Three Earlier Arguments About "The End"
[27] Science fiction criticism has long been influenced by Marxist theory, and arguably, as a field of inquiry, lacked cohesive theoretical foundations prior to Darko Suvin's foray into the analysis of science fiction (in his 1974 Metamorphoses of Science Fiction). But, latterly, the influence of Marxism in science fiction criticism has waned, which is inexcusable [13]: If anything, the criticism of literature (and cinema) requires a return to ideology, a return to dialectical interpretation strategies. Generally, Louis Althusser is not perceived as being a literary critic, but his definition of "ideology" is surely about fiction-building and meaning-making, much like science fiction is ultimately, temporally, concerned with. Ideology, inasmuch as it ultimately helps to facilitate such, is against terrorism: Working as an ordering system for the seemingly disassociated bits of information that make up culture, ideology provides a (fictional) framework to structure this information.

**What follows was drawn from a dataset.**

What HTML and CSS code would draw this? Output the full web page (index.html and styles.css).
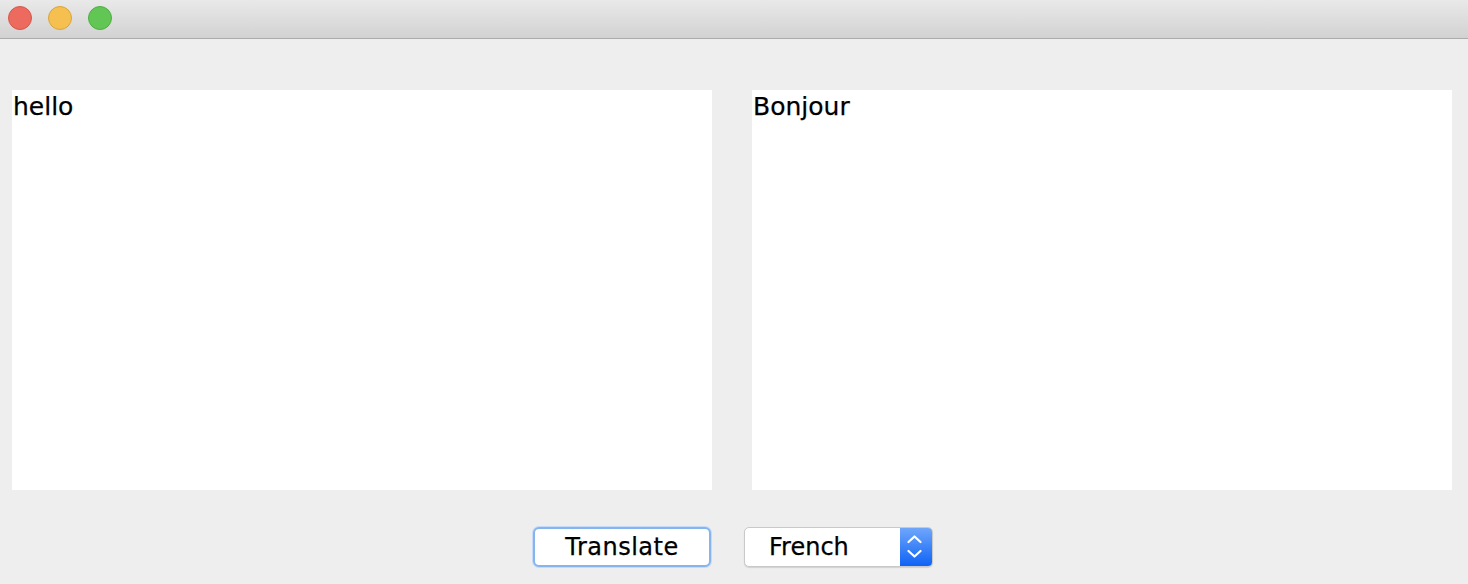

These science fiction novels, and presumably all novels of the apocalypse, are predominantly about ideology, working to isolate and emphasize particular formations of American thought. But each of these fictions relies upon dialectical oppositionality, and prior criticism has relied on monologic understandings of the texts, which, in its myopic treatments, deprives the subgenre of its prescience.
[28] Gary Wolfe's reading of these narratives posits the central thematic paradigm as the inevitable triumph of technology in human civilization. Wolfe explains that "the catastrophe theme offers science fiction writers a chance to explore [agrarian fantasies] without necessarily sacrificing technocratic values, and to demonstrate that the growth of science is a basic function of human survival" (146). Moreover,
Most of these novels, explicitly or implicitly, tend to validate technology by creating new environments of the unknown that force man to battle against nature, not out of ambitions of appropriation and mastery, but for simple survival. (Wolfe 147)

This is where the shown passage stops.